**To do**
Copy the data below exactly, omitting any picture it contains.

**Material**
* * * * *

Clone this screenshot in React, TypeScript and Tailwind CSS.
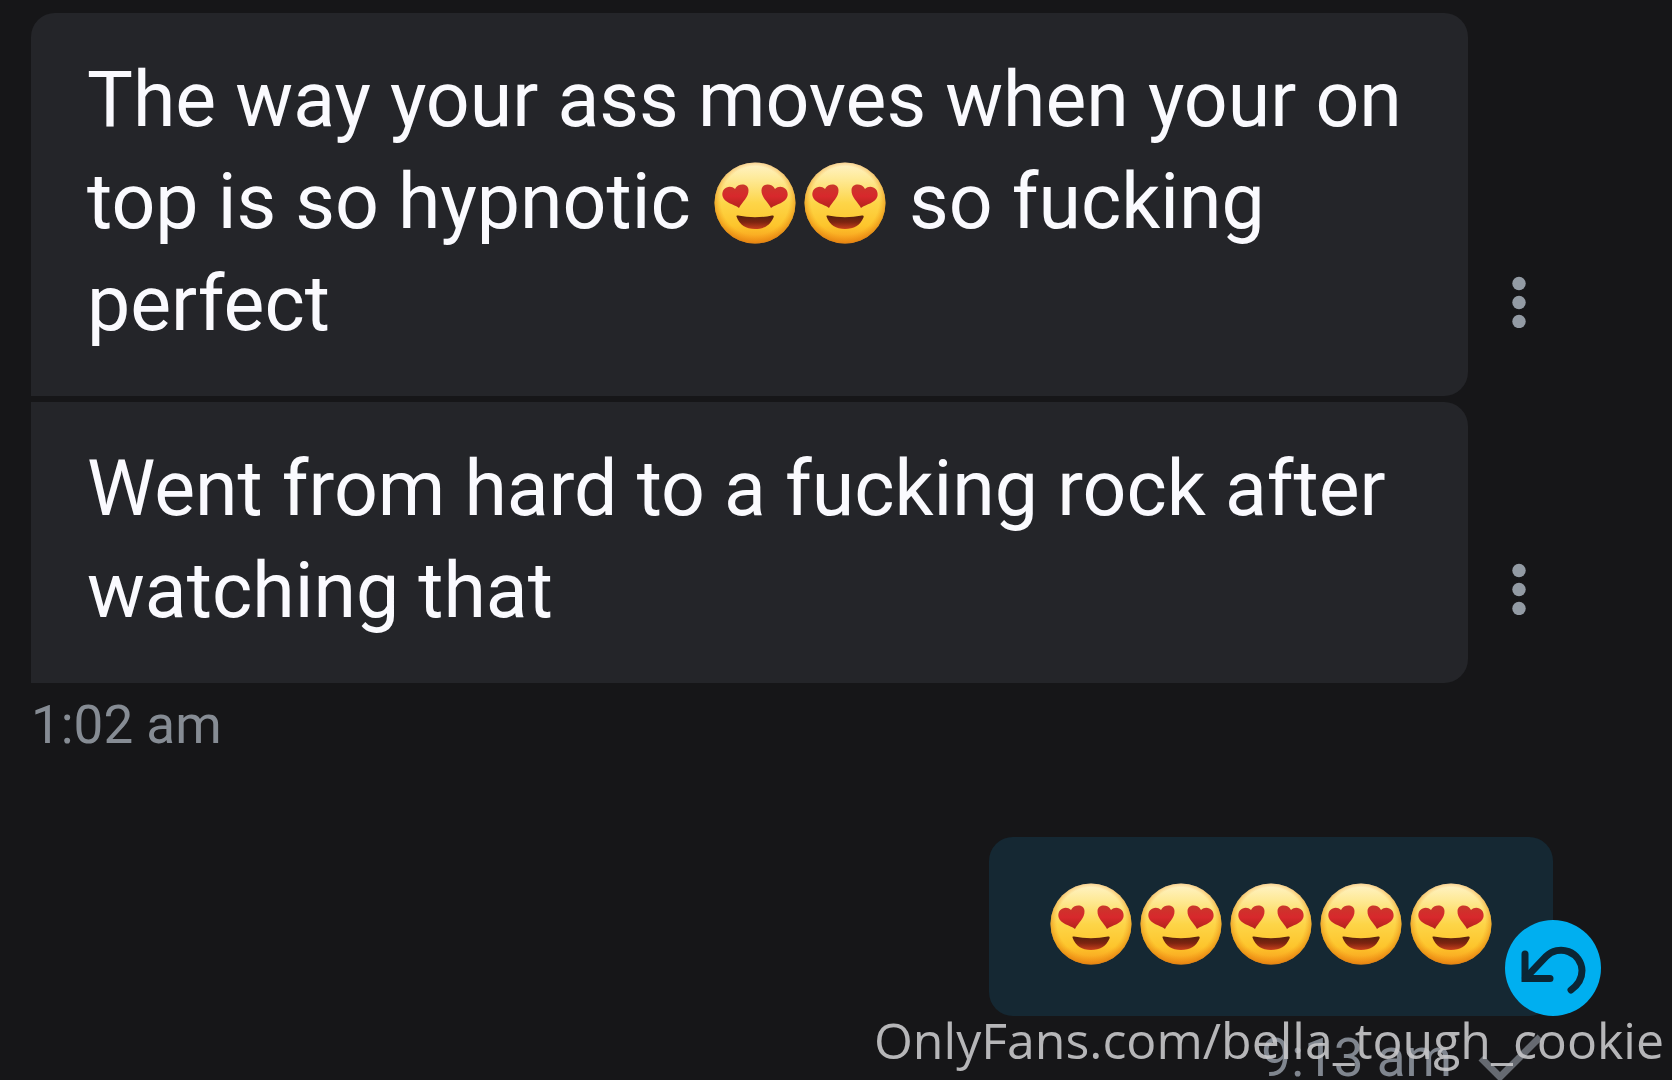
import type { ReactNode } from 'react';

const HeartEyes = () => (
  <svg viewBox="0 0 90 90" className="inline-block h-[90px] w-[90px] -my-4 align-[-4px]" role="img" aria-label="heart eyes">
    <defs>
      <linearGradient id="face" x1="0" y1="0" x2="0" y2="1">
        <stop offset="0" stopColor="#fff3c8" />
        <stop offset="0.2" stopColor="#feea98" />
        <stop offset="0.5" stopColor="#fdd548" />
        <stop offset="0.78" stopColor="#fdc52c" />
        <stop offset="1" stopColor="#f79a1c" />
      </linearGradient>
      <radialGradient id="rim" cx="0.5" cy="0.47" r="0.54">
        <stop offset="0.78" stopColor="#f08a10" stopOpacity="0" />
        <stop offset="1" stopColor="#d9760c" stopOpacity="0.75" />
      </radialGradient>
      <linearGradient id="heart" x1="0" y1="0" x2="0" y2="1">
        <stop offset="0" stopColor="#c9382b" />
        <stop offset="0.5" stopColor="#d8282c" />
        <stop offset="1" stopColor="#b3241c" />
      </linearGradient>
      <linearGradient id="mouth" x1="0" y1="0" x2="0" y2="1">
        <stop offset="0" stopColor="#55210d" />
        <stop offset="0.5" stopColor="#7d2410" />
        <stop offset="1" stopColor="#c8401c" />
      </linearGradient>
    </defs>
    <circle cx="45" cy="45" r="40.5" fill="url(#face)" />
    <circle cx="45" cy="45" r="40.5" fill="url(#rim)" />
    <path d="M29 50 C24 46 14 45 12.500 38 C11 30 20 26 25 31 C28 25 38 25 38.500 32 C39 39 32 44 29 50Z" fill="url(#heart)" />
    <path d="M61 50 C66 46 76 45 77.500 38 C79 30 70 26 65 31 C62 25 52 25 51.500 32 C51 39 58 44 61 50Z" fill="url(#heart)" />
    <path d="M26.500 58.500 Q26 57 28 57.500 Q45 61 62 57.500 Q64.500 57 63.500 59.500 C60 67.500 54 71 45 71 C36 71 29.500 67 26.500 58.500Z" fill="url(#mouth)" />
  </svg>
);

interface ReceivedProps {
  children: ReactNode;
  first?: boolean;
}

const Received = ({ children, first }: ReceivedProps) => (
  <div className="flex items-end">
    <p className={`flex-1 bg-[#242529] px-14 pt-9 pb-[41px] text-[77px] leading-[102px] text-[#fafafe] ${
      first ? 'rounded-3xl rounded-bl-none' : 'rounded-r-3xl'
    }`}>
      {children}
    </p>
    <button aria-label="Message options" className="flex w-[85px] justify-center pb-[68px] pl-[17px] text-[#939ba4]">
      <svg viewBox="0 0 16 52" className="h-[52px] w-4" fill="currentColor">
        <circle cx="8" cy="7.500" r="6.700" />
        <circle cx="8" cy="26.500" r="6.700" />
        <circle cx="8" cy="45.500" r="6.700" />
      </svg>
    </button>
  </div>
);

const App = () => (
  <div className="relative h-screen overflow-hidden bg-[#161618] font-['Roboto',sans-serif]">
    <main className="flex flex-col pt-[13px] pr-[119px] pl-[31px]">
      <section className="flex flex-col gap-1.5">
        <Received first>
          The way your ass moves when your on top is so hypnotic <span className="whitespace-nowrap"><HeartEyes /><HeartEyes /></span> so fucking perfect
        </Received>
        <Received>Went from hard to a fucking rock after watching that</Received>
      </section>
      <time className="mt-1.5 text-[53px] leading-[72px] text-[#868c94]">1:02 am</time>

      <section className="mt-[76px] flex flex-col items-end">
        <div className="relative">
          <div className="flex rounded-3xl bg-[#152833] px-[57px] pt-[58px] pb-[63px]">
            <HeartEyes />
            <HeartEyes />
            <HeartEyes />
            <HeartEyes />
            <HeartEyes />
          </div>
          <button aria-label="Undo" className="absolute -right-12 bottom-0 flex h-24 w-24 items-center justify-center rounded-full bg-[#00aff0] text-[#0b2635]">
            <svg viewBox="0 0 96 96" className="h-24 w-24" fill="none" stroke="currentColor" strokeWidth="7" strokeLinecap="round" strokeLinejoin="miter">
              <path d="M20 34v24.500H45" />
              <path d="M20.500 58L41 36.500A21 21 0 0 1 77 50.500C77 58.500 73 65 66 70" />
            </svg>
          </button>
        </div>
        <div className="mt-1.5 flex items-center gap-[26px] pr-[9px]">
          <time className="text-[53px] leading-[72px] text-[#80868f]">9:13 am</time>
          <svg viewBox="0 0 66 48" className="h-12 w-[66px] text-[#666a71]" fill="none" stroke="currentColor" strokeWidth="7">
            <path d="M3 24l19 19L62 3" />
          </svg>
        </div>
      </section>
    </main>
    <a
      href="#profile"
      className="absolute right-2 bottom-1 font-['Open_Sans',sans-serif] text-[50px] leading-[72px] text-[#c8c8ca]/90"
    >
      OnlyFans.com/bella_tough_cookie
    </a>
  </div>
);

export default App;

* * * * *

**Result**
Clone this screenshot in React, TypeScript and Tailwind CSS.
import type { ReactNode } from 'react';

const HeartEyes = () => (
  <svg viewBox="0 0 90 90" className="inline-block h-[90px] w-[90px] -my-4 align-[-4px]" role="img" aria-label="heart eyes">
    <defs>
      <linearGradient id="face" x1="0" y1="0" x2="0" y2="1">
        <stop offset="0" stopColor="#fff3c8" />
        <stop offset="0.2" stopColor="#feea98" />
        <stop offset="0.5" stopColor="#fdd548" />
        <stop offset="0.78" stopColor="#fdc52c" />
        <stop offset="1" stopColor="#f79a1c" />
      </linearGradient>
      <radialGradient id="rim" cx="0.5" cy="0.47" r="0.54">
        <stop offset="0.78" stopColor="#f08a10" stopOpacity="0" />
        <stop offset="1" stopColor="#d9760c" stopOpacity="0.75" />
      </radialGradient>
      <linearGradient id="heart" x1="0" y1="0" x2="0" y2="1">
        <stop offset="0" stopColor="#c9382b" />
        <stop offset="0.5" stopColor="#d8282c" />
        <stop offset="1" stopColor="#b3241c" />
      </linearGradient>
      <linearGradient id="mouth" x1="0" y1="0" x2="0" y2="1">
        <stop offset="0" stopColor="#55210d" />
        <stop offset="0.5" stopColor="#7d2410" />
        <stop offset="1" stopColor="#c8401c" />
      </linearGradient>
    </defs>
    <circle cx="45" cy="45" r="40.5" fill="url(#face)" />
    <circle cx="45" cy="45" r="40.5" fill="url(#rim)" />
    <path d="M29 50 C24 46 14 45 12.500 38 C11 30 20 26 25 31 C28 25 38 25 38.500 32 C39 39 32 44 29 50Z" fill="url(#heart)" />
    <path d="M61 50 C66 46 76 45 77.500 38 C79 30 70 26 65 31 C62 25 52 25 51.500 32 C51 39 58 44 61 50Z" fill="url(#heart)" />
    <path d="M26.500 58.500 Q26 57 28 57.500 Q45 61 62 57.500 Q64.500 57 63.500 59.500 C60 67.500 54 71 45 71 C36 71 29.500 67 26.500 58.500Z" fill="url(#mouth)" />
  </svg>
);

interface ReceivedProps {
  children: ReactNode;
  first?: boolean;
}

const Received = ({ children, first }: ReceivedProps) => (
  <div className="flex items-end">
    <p className={`flex-1 bg-[#242529] px-14 pt-9 pb-[41px] text-[77px] leading-[102px] text-[#fafafe] ${
      first ? 'rounded-3xl rounded-bl-none' : 'rounded-r-3xl'
    }`}>
      {children}
    </p>
    <button aria-label="Message options" className="flex w-[85px] justify-center pb-[68px] pl-[17px] text-[#939ba4]">
      <svg viewBox="0 0 16 52" className="h-[52px] w-4" fill="currentColor">
        <circle cx="8" cy="7.500" r="6.700" />
        <circle cx="8" cy="26.500" r="6.700" />
        <circle cx="8" cy="45.500" r="6.700" />
      </svg>
    </button>
  </div>
);

const App = () => (
  <div className="relative h-screen overflow-hidden bg-[#161618] font-['Roboto',sans-serif]">
    <main className="flex flex-col pt-[13px] pr-[119px] pl-[31px]">
      <section className="flex flex-col gap-1.5">
        <Received first>
          The way your ass moves when your on top is so hypnotic <span className="whitespace-nowrap"><HeartEyes /><HeartEyes /></span> so fucking perfect
        </Received>
        <Received>Went from hard to a fucking rock after watching that</Received>
      </section>
      <time className="mt-1.5 text-[53px] leading-[72px] text-[#868c94]">1:02 am</time>

      <section className="mt-[76px] flex flex-col items-end">
        <div className="relative">
          <div className="flex rounded-3xl bg-[#152833] px-[57px] pt-[58px] pb-[63px]">
            <HeartEyes />
            <HeartEyes />
            <HeartEyes />
            <HeartEyes />
            <HeartEyes />
          </div>
          <button aria-label="Undo" className="absolute -right-12 bottom-0 flex h-24 w-24 items-center justify-center rounded-full bg-[#00aff0] text-[#0b2635]">
            <svg viewBox="0 0 96 96" className="h-24 w-24" fill="none" stroke="currentColor" strokeWidth="7" strokeLinecap="round" strokeLinejoin="miter">
              <path d="M20 34v24.500H45" />
              <path d="M20.500 58L41 36.500A21 21 0 0 1 77 50.500C77 58.500 73 65 66 70" />
            </svg>
          </button>
        </div>
        <div className="mt-1.5 flex items-center gap-[26px] pr-[9px]">
          <time className="text-[53px] leading-[72px] text-[#80868f]">9:13 am</time>
          <svg viewBox="0 0 66 48" className="h-12 w-[66px] text-[#666a71]" fill="none" stroke="currentColor" strokeWidth="7">
            <path d="M3 24l19 19L62 3" />
          </svg>
        </div>
      </section>
    </main>
    <a
      href="#profile"
      className="absolute right-2 bottom-1 font-['Open_Sans',sans-serif] text-[50px] leading-[72px] text-[#c8c8ca]/90"
    >
      OnlyFans.com/bella_tough_cookie
    </a>
  </div>
);

export default App;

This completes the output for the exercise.